Ringen in Brüssel Es geht nicht um Ursula von der Leyen, es geht ums Prinzip
Meinung | Berlin/Brüssel · Es wird ja in der Union jetzt so getan, als sei Ursula von der Leyen die größte aller deutschen Politikerinnen. Die Wahrheit ist: Die 60jährige absolvierte in Berlin zuletzt nur noch eine Restlaufzeit als glücklose Ministerin.
Auf dem CDU-Parteitag gaben ihr im Dezember lediglich 57,4 Prozent die Stimme als stellvertretende Vorsitzende. Mag sein, dass sich die Niedersächsin im Brüsseler Job als Talent entpuppt. Europäisch, weltoffen und modern ist sie. Aber das sind andere auch.
Ohnehin geht es heute bei der Abstimmung nur in zweiter Linie um die Person. Es geht ums Prinzip. Die Staatschefs haben wie einst die Kurfürsten entschieden: Lasst den Schwächsten König werden. Keinen Spitzenkandidaten, nicht mal einen ehemaligen Regierungschef. Von der Leyen ist ein Vorschlag von Macrons und Orbans Gnaden. Womöglich, wenn es ganz schlimm kommt, auch von Gnaden der rechten Kräfte im Parlament.

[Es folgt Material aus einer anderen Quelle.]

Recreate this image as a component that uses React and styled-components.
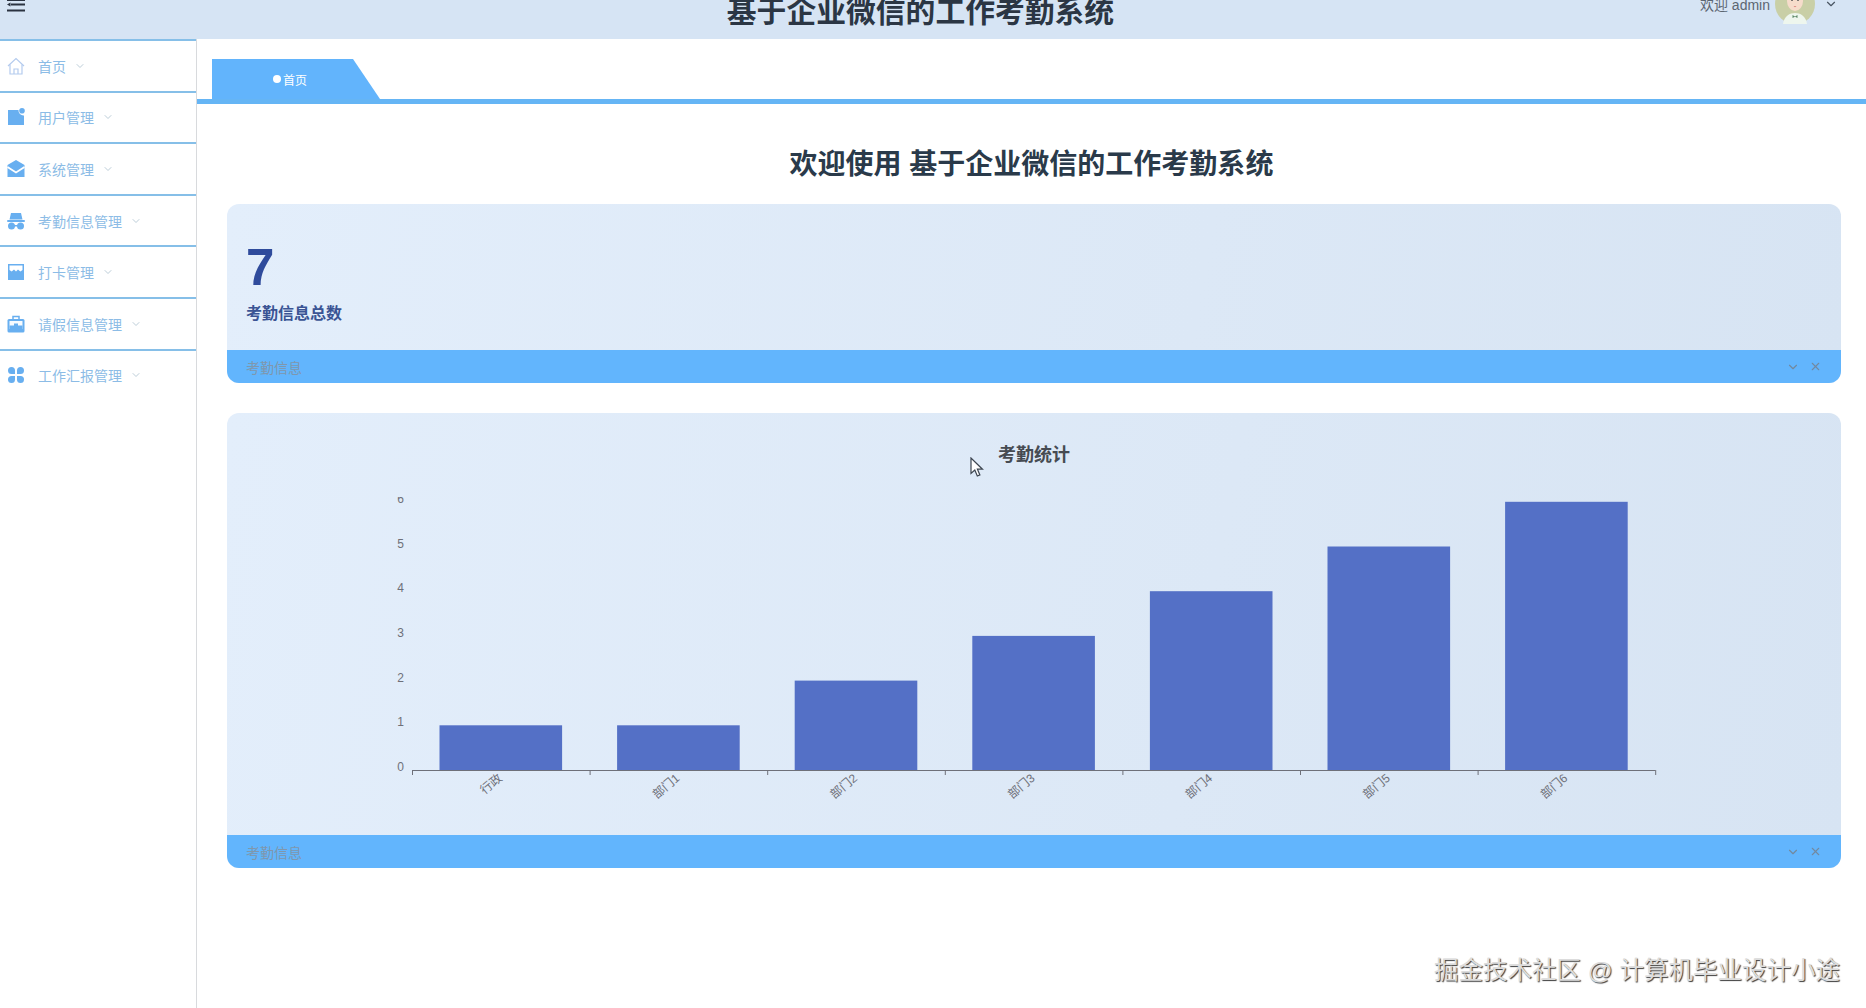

Im Grunde geht es um die alte Frage: Ist dies nur ein Europa der nationalen Regierungen. Oder mindestens auch ein gemeinsames Europa des Volkes, also des Parlaments. Diese Frage ist nicht entschieden; sie wird auch nicht so schnell entschieden werden. Jetzt aber ist die Lage so, dass ein Ja zum provokanten Vorgehen der Staatschefs die Gewichte verschieben würde. Deshalb sollte das Parlament deutlich machen, dass es kein Abnickverein ist.
Erst recht nicht, nachdem die Wahlbeteiligung am 26. Mai so hoch war. Dann muss der Rat eben noch einmal tagen und kommt vielleicht zu einem weiseren Vorschlag. Von der Leyen würde eine Niederlage aushalten. Sowieso stand ab Ende 2021 nur noch das Hobby Reiten auf ihrem weiteren Lebensplan.